Autre question pécuniaire: faut-il déclarer les loyers encaissés? Selon l’administration fiscale genevoise, un flou règne quant à la possibilité de réclamer des déductions fiscales pour la literie et l’usure du mobilier, par exemple. «Si l’hébergeur est locataire, les frais déclarés seront probablement classés dans la catégorie «autres revenus», mais il n’est pas dit qu’il puisse réclamer des déductions, cela dépendra du cas particulier.»

Pour l’instant, les hébergeurs Airbnb semblent profiter de tous ces flous juridiques autour de leur activité. Cependant, en raison du succès croissant de la plateforme, les autorités suisses risquent de devoir légiférer sur ces pratiques afin d’éviter que des villes ne prennent d’elles-mêmes des mesures disparates.

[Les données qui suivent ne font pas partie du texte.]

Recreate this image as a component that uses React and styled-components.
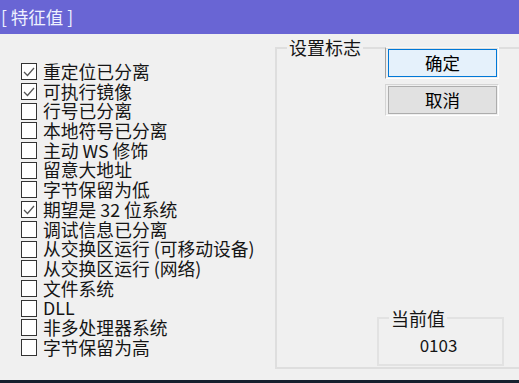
import styled, { createGlobalStyle } from "styled-components";

const GlobalStyle = createGlobalStyle`
  html, body {
    margin: 0;
    padding: 0;
    background: #16202e;
  }
  body {
    font-family: "Noto Sans CJK SC", "Noto Sans", sans-serif;
  }
`;

const Window = styled.div`
  width: 519px;
  height: 380px;
  background: #f0f0f0;
  overflow: hidden;
  display: flex;
  flex-direction: column;
`;

const TitleBar = styled.div`
  height: 34px;
  flex: none;
  background: #6965d4;
  color: #eef1ff;
  font-size: 17.5px;
  line-height: 34px;
  padding-left: 1px;
  white-space: pre;
`;

const Content = styled.div`
  flex: 1;
  display: flex;
`;

const CheckList = styled.div`
  width: 275px;
  flex: none;
  box-sizing: border-box;
  padding: 28px 0 0 21px;
`;

const Row = styled.div`
  display: flex;
  align-items: center;
  height: 19.7px;
  font-size: 17.8px;
  line-height: 19.7px;
  color: #151515;
  white-space: nowrap;
`;

const Box = styled.span`
  width: 16px;
  height: 17px;
  flex: none;
  box-sizing: border-box;
  border: 1px solid #333;
  background: #fff;
  margin-right: 6px;
  display: flex;
  align-items: center;
  justify-content: center;
`;

const Group = styled.div`
  position: relative;
  margin-top: 13px;
  width: 262px;
  height: 322px;
  flex: none;
  box-sizing: border-box;
  border: 2px solid #dedede;
  display: flex;
  flex-direction: column;
`;

const Legend = styled.span`
  position: absolute;
  top: ${(p) => p.$top}px;
  left: 10px;
  padding: 0 2px;
  background: #f0f0f0;
  font-size: 18px;
  line-height: 20px;
  color: #151515;
`;

const ButtonStack = styled.div`
  margin: -2px 0 0 108px;
  display: flex;
  flex-direction: column;
  gap: 5px;
  width: 114px;
`;

const ButtonFrame = styled.div`
  box-sizing: border-box;
  padding: 1px 1px 1px 2px;
  border-left: 1px solid ${(p) => (p.$primary ? "#a0a0a0" : "#d4d4d4")};
  border-top: 1px solid ${(p) => (p.$primary ? "#f8f8f8" : "#d4d4d4")};
  border-right: 1px solid #fff;
  border-bottom: 1px solid #fff;
`;

const Button = styled.button`
  display: block;
  width: 109px;
  height: 28px;
  box-sizing: border-box;
  padding: 0;
  font-family: inherit;
  font-size: 17.5px;
  line-height: 26px;
  color: #000;
  border: 1px solid ${(p) => (p.$primary ? "#0078d7" : "#adadad")};
  background: ${(p) => (p.$primary ? "#e5f1fb" : "#e1e1e1")};
`;

const ValueGroup = styled.div`
  position: relative;
  margin: auto 0 1px 100px;
  width: 127px;
  height: 49px;
  box-sizing: border-box;
  border: 2px solid #e2e2e2;
  display: flex;
  justify-content: center;
`;

const Value = styled.span`
  margin-top: 16px;
  padding-right: 4px;
  font-size: 17px;
  line-height: 20px;
  color: #151515;
`;

const items = [
  ["重定位已分离", true],
  ["可执行镜像", true],
  ["行号已分离", false],
  ["本地符号已分离", false],
  ["主动 WS 修饰", false],
  ["留意大地址", false],
  ["字节保留为低", false],
  ["期望是 32 位系统", true],
  ["调试信息已分离", false],
  ["从交换区运行 (可移动设备)", false],
  ["从交换区运行 (网络)", false],
  ["文件系统", false],
  ["DLL", false],
  ["非多处理器系统", false],
  ["字节保留为高", false],
];

const Check = () => (
  <svg width="12" height="12" viewBox="0 0 12 12">
    <polyline points="1,6 4.5,9.5 11,2" fill="none" stroke="#555" strokeWidth="1.3" />
  </svg>
);

export default function App() {
  return (
    <>
      <GlobalStyle />
      <Window>
        <TitleBar>[ 特征值 ]</TitleBar>
        <Content>
          <CheckList>
            {items.map(([label, checked]) => (
              <Row key={label}>
                <Box>{checked && <Check />}</Box>
                {label}
              </Row>
            ))}
          </CheckList>
          <Group>
            <Legend $top={-12}>设置标志</Legend>
            <ButtonStack>
              <ButtonFrame $primary>
                <Button $primary>确定</Button>
              </ButtonFrame>
              <ButtonFrame>
                <Button>取消</Button>
              </ButtonFrame>
            </ButtonStack>
            <ValueGroup>
              <Legend $top={-11}>当前值</Legend>
              <Value>0103</Value>
            </ValueGroup>
          </Group>
        </Content>
      </Window>
    </>
  );
}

Collaboration Estelle Chayrou et Francesca Sacco


«Airbnb offre une plus grande variété de choix que les hôtels»
Franck Romet, 57 ans, Genève

Cela fait deux ans que Franck Romet et sa famille ont découvert Airbnb. «Ma fille nous en a parlé lorsque nous avons décidé de partir en week-end à Barcelone.» Une première expérience qui a été déterminante. «Le propriétaire était aux petits soins pour nous: il nous attendait et avait mis à notre disposition des cartes de la ville. Un membre de sa famille nous a même amenés à l’aéroport pour le retour.»

Depuis, la famille Romet a utilisé la plateforme lors de vacances en Espagne ainsi que dans le reste de l’Europe. Et «à l’avenir, je pense systématiquement utiliser Airbnb pour nos séjours à l’étranger», confie Franck Romet. Ils ont ainsi prévu d’y recourir pour leurs prochains voyages à Marseille et au Panama.

Pour cette famille genevoise, ce ne sont pas seulement les tarifs bon marché qui dictent leur choix. «Airbnb offre une plus grande variété que les hôtels. Nous cherchons notre appartement en fonction du quartier, de sa proximité avec une attraction touristique ou avec un arrêt de métro. Souvent, plusieurs appartements sont disponibles dans un bon quartier, alors qu’il n’y a pas d’hôtel qui nous convient.»